There are occasional break-out moments when five vocalists step back and cede the limelight to one of their number with a particularly good idea. Much of the vocalisation is sound rather than semantics, but every once in a while, they stand forward and tell the stories using words. There is some song structure, but mostly it is fragments. The meaning comes through on the supremely suggestive soundscape, carrying a huge emotional weight, generating feeling and sympathy.
The stories offered by the audience are obviously unpredictable and varied, but this show includes childhood memories, fragments of poetry, declarations of love, and anxiety about the fate of family left in Ukraine after gaining refuge in the UK. That’s a fair variety of subjects and moods, and each story receives appropriate treatment. Emotional responses are the order of the day.

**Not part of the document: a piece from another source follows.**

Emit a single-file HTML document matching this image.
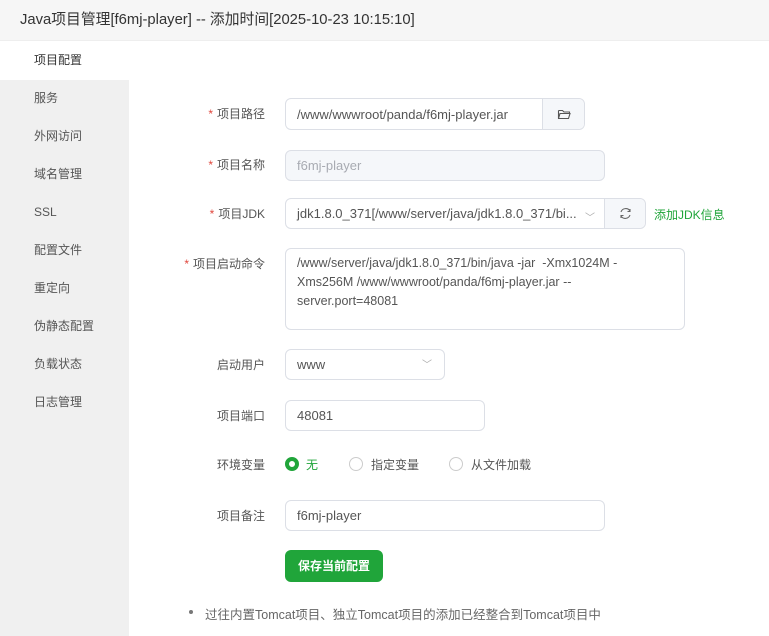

The movement that accompanies the singing is often minimal rhythmic amplification, but there are dance sequences, interpretive movements, that add to the atmospheric chanting and provide a visual aspect to an otherwise barebones staging. It is exactly right; a more active physical showing would distract from the mood-building of the entwined voices. There is grace and there is dynamism and there is rhythmic underpinning, but the focus is always on the voices.
The performance lasts for 90 minutes, encompasses five or six stories, uses an open stage and minimal lighting, and plays with the acoustics of the room in which they perform and the sound properties of the walls and floor that they occasionally beat on. It harks back to the sung choruses that gave rise to Greek theatrical practice; it is that fundamental, that simple, that beautiful.
Every performance will be uniquely responsive to the contributions from their audience, but on this showing, every performance will be uniquely valuable. The performance at Theatro Technis is a one-off, but the company appear at various venues, announced on the Pascol website. This performance is part of the Voila! Festival, taking place in a number of London venues throughout November.